>> Begin GIVEN DATA
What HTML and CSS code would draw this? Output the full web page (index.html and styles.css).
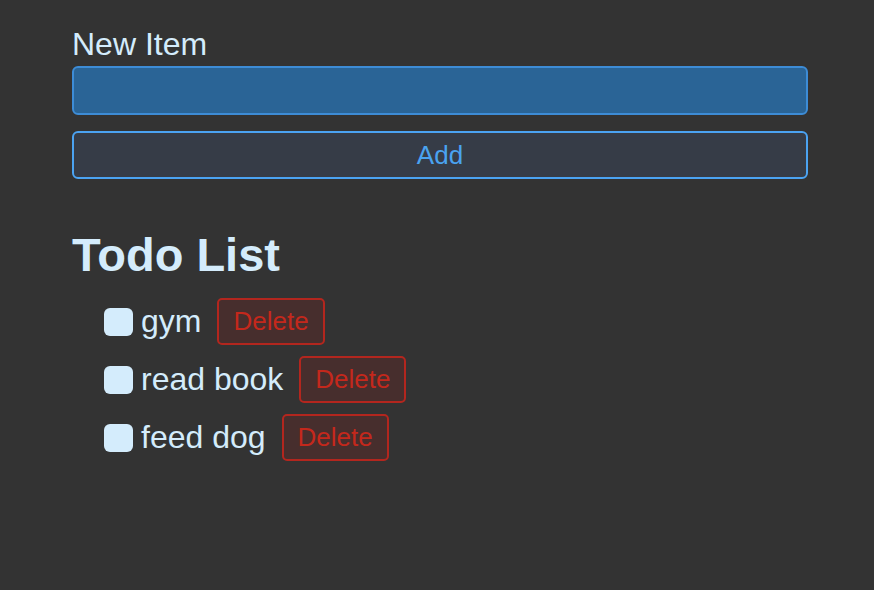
FILE: index.html
```html
<!DOCTYPE html>
<html>
<head>
<meta charset="utf-8">
<link rel="stylesheet" href="styles.css">
</head>
<body>
<main class="app">
  <form class="new-form" onsubmit="return false">
    <label class="label" for="item">New Item</label>
    <input class="text-input" id="item" type="text">
    <button class="add-btn" type="button">Add</button>
  </form>
  <h1 class="title">Todo List</h1>
  <ul class="list">
    <li class="row"><input class="check" type="checkbox"><span class="name">gym</span><button class="del" type="button">Delete</button></li>
    <li class="row"><input class="check" type="checkbox"><span class="name">read book</span><button class="del" type="button">Delete</button></li>
    <li class="row"><input class="check" type="checkbox"><span class="name">feed dog</span><button class="del" type="button">Delete</button></li>
  </ul>
</main>
</body>
</html>
```

FILE: styles.css
```css
html, body {
  margin: 0;
  padding: 0;
  background: #333333;
  font-family: "Liberation Sans", Arial, Helvetica, sans-serif;
}
.app {
  width: 736px;
  padding: 26px 0 0 72px;
}
.new-form {
  display: flex;
  flex-direction: column;
}
.label {
  color: #d4ecfc;
  font-size: 32px;
  line-height: 37px;
  margin-bottom: 3px;
}
.text-input {
  box-sizing: border-box;
  height: 49px;
  margin: 0;
  background: #2a6496;
  border: 2px solid #3d8cd6;
  border-radius: 6px;
  outline: none;
  color: #d4ecfc;
  font: inherit;
}
.add-btn {
  box-sizing: border-box;
  height: 48px;
  margin-top: 16px;
  background: #363c47;
  border: 2px solid #4ba3f2;
  border-radius: 6px;
  color: #4aa3f0;
  font-family: inherit;
  font-size: 26px;
  padding: 0;
}
.title {
  margin: 50px 0 17px;
  color: #d4ecfc;
  font-size: 47px;
  line-height: 52px;
  font-weight: bold;
}
.list {
  list-style: none;
  margin: 0;
  padding: 0 0 0 32px;
  display: flex;
  flex-direction: column;
  gap: 11px;
}
.row {
  display: flex;
  align-items: center;
  height: 47px;
}
.check {
  appearance: none;
  -webkit-appearance: none;
  width: 29px;
  height: 28px;
  margin: 0 8px 0 0;
  border-radius: 6px;
  background: #d4ecfc;
  border: none;
}
.name {
  color: #d4ecfc;
  font-size: 32px;
  line-height: 37px;
  margin-right: 16px;
}
.del {
  box-sizing: border-box;
  height: 47px;
  padding: 0 14px;
  background: #472e2d;
  border: 2px solid #b3261e;
  border-radius: 5px;
  color: #c4281c;
  font-family: inherit;
  font-size: 26px;
}
```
>> End GIVEN DATA
# TASK STATEMENT:
Write out the material above once more, exactly as it reads, with no pictures.

# ANSWER FOR THE TASK:
What HTML and CSS code would draw this? Output the full web page (index.html and styles.css).
FILE: index.html
```html
<!DOCTYPE html>
<html>
<head>
<meta charset="utf-8">
<link rel="stylesheet" href="styles.css">
</head>
<body>
<main class="app">
  <form class="new-form" onsubmit="return false">
    <label class="label" for="item">New Item</label>
    <input class="text-input" id="item" type="text">
    <button class="add-btn" type="button">Add</button>
  </form>
  <h1 class="title">Todo List</h1>
  <ul class="list">
    <li class="row"><input class="check" type="checkbox"><span class="name">gym</span><button class="del" type="button">Delete</button></li>
    <li class="row"><input class="check" type="checkbox"><span class="name">read book</span><button class="del" type="button">Delete</button></li>
    <li class="row"><input class="check" type="checkbox"><span class="name">feed dog</span><button class="del" type="button">Delete</button></li>
  </ul>
</main>
</body>
</html>
```

FILE: styles.css
```css
html, body {
  margin: 0;
  padding: 0;
  background: #333333;
  font-family: "Liberation Sans", Arial, Helvetica, sans-serif;
}
.app {
  width: 736px;
  padding: 26px 0 0 72px;
}
.new-form {
  display: flex;
  flex-direction: column;
}
.label {
  color: #d4ecfc;
  font-size: 32px;
  line-height: 37px;
  margin-bottom: 3px;
}
.text-input {
  box-sizing: border-box;
  height: 49px;
  margin: 0;
  background: #2a6496;
  border: 2px solid #3d8cd6;
  border-radius: 6px;
  outline: none;
  color: #d4ecfc;
  font: inherit;
}
.add-btn {
  box-sizing: border-box;
  height: 48px;
  margin-top: 16px;
  background: #363c47;
  border: 2px solid #4ba3f2;
  border-radius: 6px;
  color: #4aa3f0;
  font-family: inherit;
  font-size: 26px;
  padding: 0;
}
.title {
  margin: 50px 0 17px;
  color: #d4ecfc;
  font-size: 47px;
  line-height: 52px;
  font-weight: bold;
}
.list {
  list-style: none;
  margin: 0;
  padding: 0 0 0 32px;
  display: flex;
  flex-direction: column;
  gap: 11px;
}
.row {
  display: flex;
  align-items: center;
  height: 47px;
}
.check {
  appearance: none;
  -webkit-appearance: none;
  width: 29px;
  height: 28px;
  margin: 0 8px 0 0;
  border-radius: 6px;
  background: #d4ecfc;
  border: none;
}
.name {
  color: #d4ecfc;
  font-size: 32px;
  line-height: 37px;
  margin-right: 16px;
}
.del {
  box-sizing: border-box;
  height: 47px;
  padding: 0 14px;
  background: #472e2d;
  border: 2px solid #b3261e;
  border-radius: 5px;
  color: #c4281c;
  font-family: inherit;
  font-size: 26px;
}
```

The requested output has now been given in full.